Stripped
Comic strips were what made me want to be an artist. There’s no straight line to be drawn between them and my graphic design career, but few people have influenced me creatively as much as Bill Watterson (Calvin & Hobbes) and Gary Larson (The Far Side) did in my formative years. So I had hoped that Stripped, a documentary about comic strips and the people who make them, would give me a new angle from which to revisit that specific joy the comics page used to bring me every morning. But it doesn’t really have any fresh insights to offer anyone who already has a pronounced interest in the subject. Not even an extremely rare interview with the aforementioned and universally admired Watterson – a major coup – is able to dislodge any remotely surprising bits of wisdom.
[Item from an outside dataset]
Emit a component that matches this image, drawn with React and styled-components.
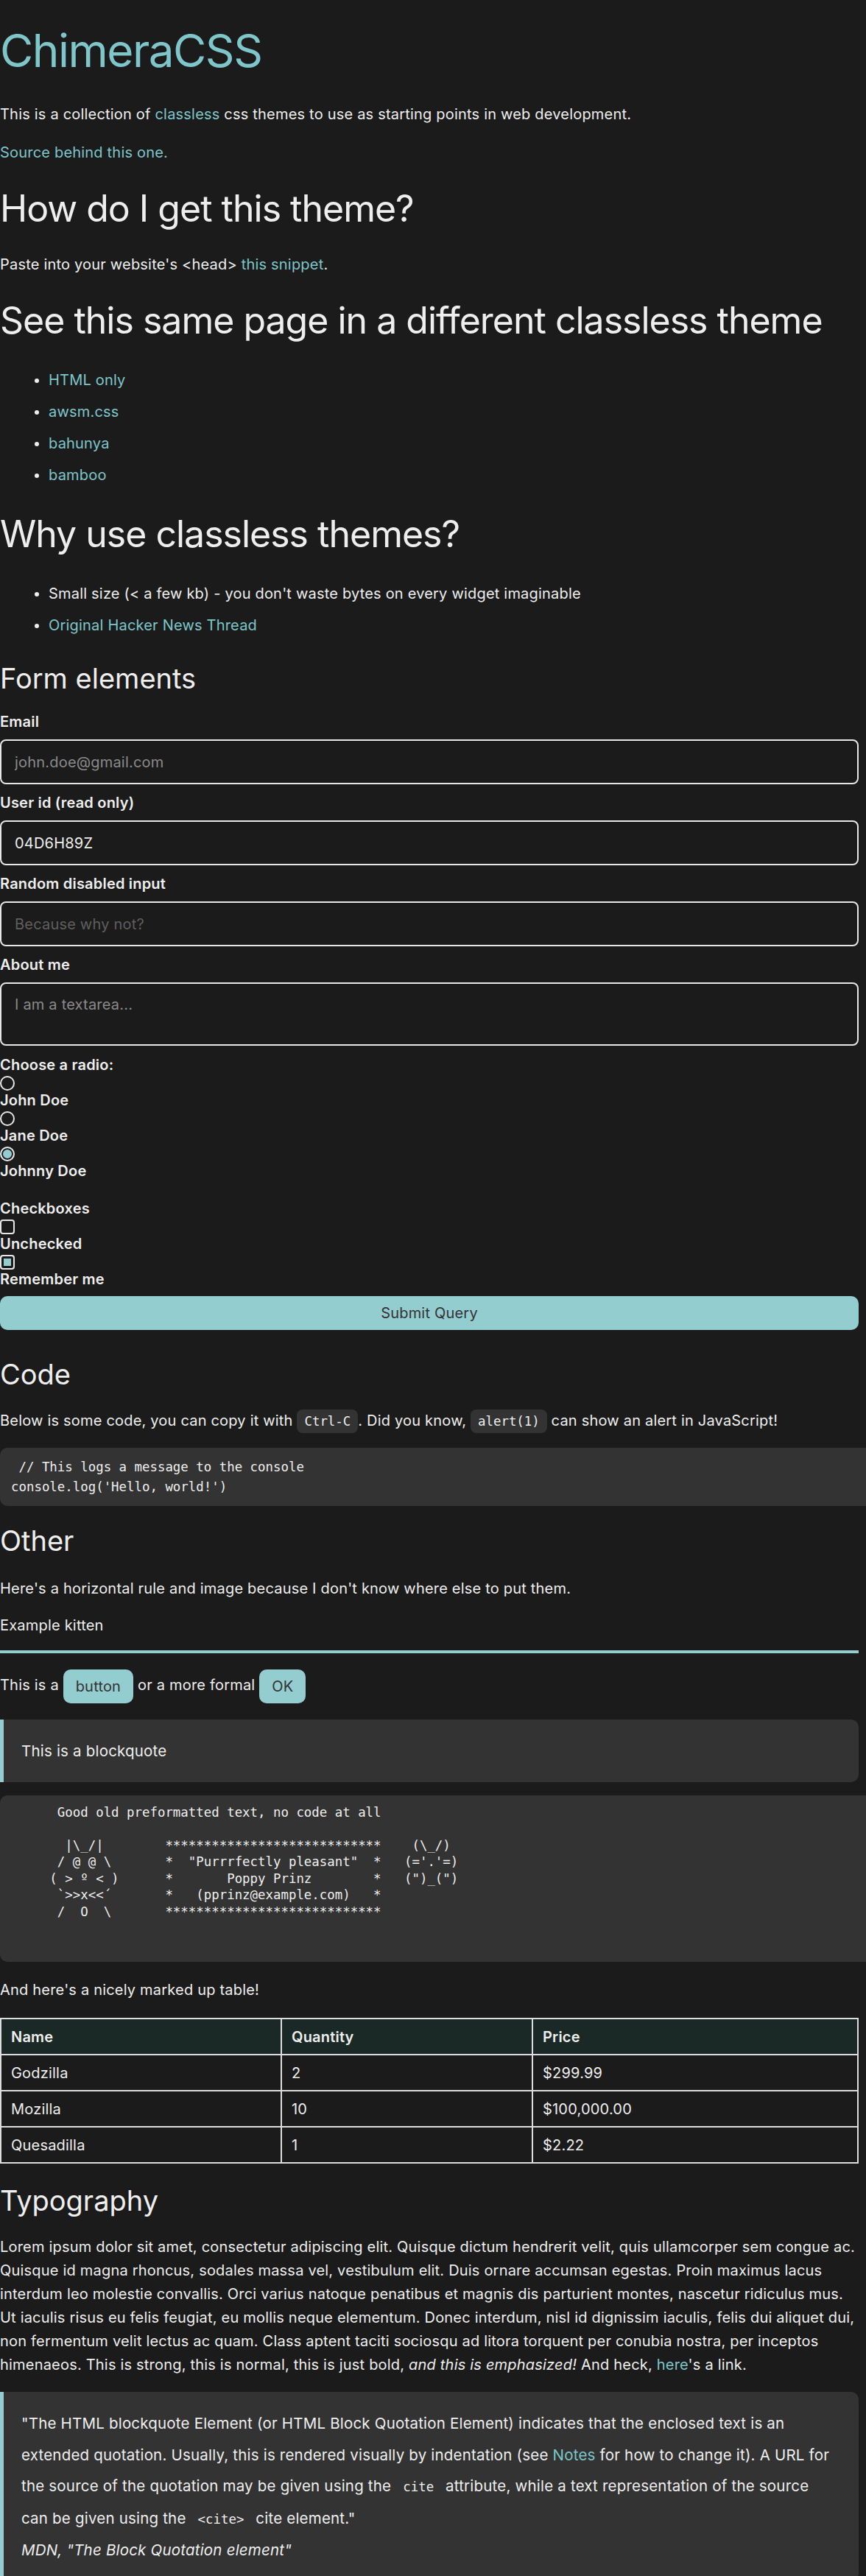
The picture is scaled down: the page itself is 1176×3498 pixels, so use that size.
import styled, { createGlobalStyle } from 'styled-components';

const accent = '#7ec6ca';
const soft = '#94cdd0';
const panel = '#333333';
const mono = '"DejaVu Sans Mono", "Liberation Mono", monospace';

const GlobalStyle = createGlobalStyle`
    html, body {
        overflow-x: hidden;
    }
    body {
        margin: 0;
        background: #1b1b1b;
        color: #eeeeee;
        font-family: Inter, "Noto Sans", sans-serif;
        font-size: 20px;
        line-height: 32px;
        letter-spacing: 0.2px;
    }
`

const Page = styled.main`
    width: 1166px;
    padding-bottom: 40px;
`

const Title = styled.h1`
    margin: 30px 0 32px;
    font-size: 62px;
    line-height: 77px;
    font-weight: 400;
    letter-spacing: -1.5px;
    color: ${accent};
`

const Heading = styled.h2`
    margin: ${p => p.$small ? '24px 0' : '29px 0'};
    font-size: ${p => p.$small ? '38px' : '50px'};
    line-height: ${p => p.$small ? '46px' : '62px'};
    letter-spacing: ${p => p.$small ? '0' : '-1px'};
    font-weight: 400;
`

const Para = styled.p`
    margin: ${p => p.$m || '20px 0'};
`

const Link = styled.a`
    color: ${accent};
    text-decoration: none;
`

const List = styled.ul`
    margin: 34px 0 33px;
    padding-left: 66px;
    display: flex;
    flex-direction: column;
    gap: 11px;
`

const Form = styled.form`
    margin-bottom: 37px;
`

const FieldLabel = styled.label`
    display: block;
    font-weight: 600;
    line-height: 24px;
    margin-top: ${p => p.$gap || '0'};
`

const TextInput = styled.input`
    display: block;
    box-sizing: border-box;
    width: 100%;
    height: 61px;
    margin: 12px 0 13px;
    padding: 0 18px;
    background: transparent;
    border: 2px solid #e6e6e6;
    border-radius: 8px;
    color: #eeeeee;
    font: inherit;
    letter-spacing: inherit;
    outline: none;

    &::placeholder {
        color: #8a8a8a;
    }
    &:disabled::placeholder {
        color: #5f5f5f;
    }
`

const TextArea = styled.textarea`
    display: block;
    box-sizing: border-box;
    width: 100%;
    height: 86px;
    margin: 12px 0 14px;
    padding: 15px 18px;
    background: transparent;
    border: 2px solid #e6e6e6;
    border-radius: 8px;
    color: #eeeeee;
    font: inherit;
    letter-spacing: inherit;
    line-height: 26px;
    resize: none;

    &::placeholder {
        color: #8a8a8a;
    }
`

const Choice = styled.input`
    appearance: none;
    display: block;
    box-sizing: border-box;
    width: 20px;
    height: 20px;
    margin: 3px 0 1px;
    border: 2px solid #e6e6e6;
    border-radius: ${p => p.type === 'radio' ? '50%' : '4px'};
    background: transparent;

    &:checked {
        background: ${soft};
        box-shadow: inset 0 0 0 ${p => p.type === 'radio' ? '2px' : '3px'} #1b1b1b;
    }
`

const Submit = styled.button`
    display: block;
    width: 100%;
    height: 46px;
    margin-top: 11px;
    border: none;
    border-radius: 10px;
    background: ${soft};
    color: #333333;
    font: inherit;
    letter-spacing: inherit;
`

const InlineCode = styled.code`
    font-family: ${mono};
    font-size: 17.4px;
    letter-spacing: 0;
    padding: 6px 10px;
    border-radius: 8px;
    background: ${panel};
`

const CodeBlock = styled.pre`
    width: 100%;
    margin: ${p => p.$m || '20px 0'};
    padding: ${p => p.$pad || '12.5px 15px'};
    background: ${panel};
    border-radius: 10px;
    font-family: ${mono};
    font-size: 17.4px;
    letter-spacing: 0;
    line-height: ${p => p.$lh || '27px'};
    white-space: pre;
`

const Caption = styled.div`
    margin-top: 18px;
`

const Rule = styled.hr`
    height: 4px;
    margin: 18px 0 22px;
    border: none;
    background: ${soft};
`

const Button = styled.button`
    height: 46px;
    padding: 0 17px;
    border: none;
    border-radius: 10px;
    background: ${soft};
    color: #333333;
    font: inherit;
    letter-spacing: inherit;
    vertical-align: middle;
`

const Quote = styled.blockquote`
    margin: ${p => p.$m || '22px 0 18px'};
    padding: 22px 27px 20px 24px;
    border-left: 5px solid ${soft};
    border-radius: 0 10px 10px 0;
    background: ${panel};
    font-size: 20.5px;
    line-height: 42.5px;

    p {
        margin: 0;
    }
`

const Cite = styled.cite`
    display: block;
`

const Table = styled.table`
    width: 100%;
    margin: 22px 0 27px;
    table-layout: fixed;
    border-collapse: collapse;
    border: 2px solid #dddddd;
`

const HeadCell = styled.th`
    padding: 7.5px 13px;
    border: 2px solid #dddddd;
    background: #1a2826;
    text-align: left;
    font-weight: 600;
`

const Cell = styled.td`
    padding: 7.5px 13px;
    border: 2px solid #dddddd;
`

const Plain = styled.strong`
    font-weight: 400;
`

const art = `      Good old preformatted text, no code at all

       |\\_/|        ****************************    (\\_/)
      / @ @ \\       *  "Purrrfectly pleasant"  *   (='.'=)
     ( > º < )      *       Poppy Prinz        *   (")_(")
      \`>>x<<´       *   (pprinz@example.com)   *
      /  O  \\       ****************************`;

const rows = [
    ['Godzilla', '2', '$299.99'],
    ['Mozilla', '10', '$100,000.00'],
    ['Quesadilla', '1', '$2.22'],
];

export default function App() {
    return (
        <Page>
            <GlobalStyle />
            <Title>ChimeraCSS</Title>
            <Para $m="32px 0 20px">This is a collection of <Link href="#">classless</Link> css themes to use as starting points in web development.</Para>
            <Para><Link href="#">Source behind this one.</Link></Para>

            <Heading>How do I get this theme?</Heading>
            <Para>Paste into your website's &lt;head&gt; <Link href="#">this snippet</Link>.</Para>

            <Heading>See this same page in a different classless theme</Heading>
            <List>
                <li><Link href="#">HTML only</Link></li>
                <li><Link href="#">awsm.css</Link></li>
                <li><Link href="#">bahunya</Link></li>
                <li><Link href="#">bamboo</Link></li>
            </List>

            <Heading>Why use classless themes?</Heading>
            <List>
                <li>Small size (&lt; a few kb) - you don't waste bytes on every widget imaginable</li>
                <li><Link href="#">Original Hacker News Thread</Link></li>
            </List>

            <Heading $small>Form elements</Heading>
            <Form onSubmit={e => e.preventDefault()}>
                <FieldLabel htmlFor="email">Email</FieldLabel>
                <TextInput id="email" type="email" placeholder="john.doe@gmail.com" />
                <FieldLabel htmlFor="uid">User id (read only)</FieldLabel>
                <TextInput id="uid" readOnly defaultValue="04D6H89Z" />
                <FieldLabel htmlFor="dis">Random disabled input</FieldLabel>
                <TextInput id="dis" disabled placeholder="Because why not?" />
                <FieldLabel htmlFor="about">About me</FieldLabel>
                <TextArea id="about" placeholder="I am a textarea..." />

                <FieldLabel>Choose a radio:</FieldLabel>
                <Choice type="radio" name="who" id="r1" />
                <FieldLabel htmlFor="r1">John Doe</FieldLabel>
                <Choice type="radio" name="who" id="r2" />
                <FieldLabel htmlFor="r2">Jane Doe</FieldLabel>
                <Choice type="radio" name="who" id="r3" defaultChecked />
                <FieldLabel htmlFor="r3">Johnny Doe</FieldLabel>

                <FieldLabel $gap="27px">Checkboxes</FieldLabel>
                <Choice type="checkbox" id="c1" />
                <FieldLabel htmlFor="c1">Unchecked</FieldLabel>
                <Choice type="checkbox" id="c2" defaultChecked />
                <FieldLabel htmlFor="c2">Remember me</FieldLabel>

                <Submit type="submit">Submit Query</Submit>
            </Form>

            <Heading $small>Code</Heading>
            <Para $m="24px 0 20px">Below is some code, you can copy it with <InlineCode>Ctrl-C</InlineCode>. Did you know, <InlineCode>alert(1)</InlineCode> can show an alert in JavaScript!</Para>
            <CodeBlock>{` // This logs a message to the console
console.log('Hello, world!')`}</CodeBlock>

            <Heading $small>Other</Heading>
            <Para $m="26px 0 0">Here's a horizontal rule and image because I don't know where else to put them.</Para>
            <Caption>Example kitten</Caption>
            <Rule />
            <Para $m="22px 0 0">This is a <Button type="button">button</Button> or a more formal <Button type="button">OK</Button></Para>

            <Quote><p>This is a blockquote</p></Quote>

            <CodeBlock $m="18px 0 22px" $pad="12px 15px 57px" $lh="22.5px">{art}</CodeBlock>

            <Para $m="22px 0">And here's a nicely marked up table!</Para>
            <Table>
                <colgroup>
                    <col style={{ width: 381 }} />
                    <col style={{ width: 341 }} />
                    <col />
                </colgroup>
                <thead>
                    <tr>
                        <HeadCell>Name</HeadCell>
                        <HeadCell>Quantity</HeadCell>
                        <HeadCell>Price</HeadCell>
                    </tr>
                </thead>
                <tbody>
                    {rows.map(r => (
                        <tr key={r[0]}>
                            {r.map((c, i) => <Cell key={i}>{c}</Cell>)}
                        </tr>
                    ))}
                </tbody>
            </Table>

            <Heading $small>Typography</Heading>
            <Para $m="23px 0 21px">Lorem ipsum dolor sit amet, consectetur adipiscing elit. Quisque dictum hendrerit velit, quis ullamcorper sem congue ac. Quisque id magna rhoncus, sodales massa vel, vestibulum elit. Duis ornare accumsan egestas. Proin maximus lacus interdum leo molestie convallis. Orci varius natoque penatibus et magnis dis parturient montes, nascetur ridiculus mus. Ut iaculis risus eu felis feugiat, eu mollis neque elementum. Donec interdum, nisl id dignissim iaculis, felis dui aliquet dui, non fermentum velit lectus ac quam. Class aptent taciti sociosqu ad litora torquent per conubia nostra, per inceptos himenaeos. <Plain>This is strong</Plain>, this is normal, <Plain as="b">this is just bold</Plain>, <em>and this is emphasized!</em> And heck, <Link href="#">here</Link>'s a link.</Para>

            <Quote $m="21px 0 0">
                <p>"The HTML blockquote Element (or HTML Block Quotation Element) indicates that the enclosed text is an extended quotation. Usually, this is rendered visually by indentation (see <Link href="#">Notes</Link> for how to change it). A URL for the source of the quotation may be given using the <InlineCode>cite</InlineCode> attribute, while a text representation of the source can be given using the <InlineCode>&lt;cite&gt;</InlineCode> cite element."</p>
                <Cite>MDN, "The Block Quotation element"</Cite>
            </Quote>
        </Page>
    )
}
The film is competently structured to touch on the history, business, and creative challenges of the art form, with extra attention given to its struggle to adapt to the digital age. But it just doesn’t seem to ask any questions that don’t have a straightforward answer, and the filmmakers themselves often respond to their interviewees with a conversational “yeah,” as if to confirm that, yes, they heard what they expected to hear.
A 101 course like Stripped, designed to be easily digestible by a broad audience, can’t be expected to blow anyone’s mind. But it still ought to delve far enough below the surface to find something of substance to offer the sizable portion of its audience that already knows the core material. Stripped undertakes no such excavation.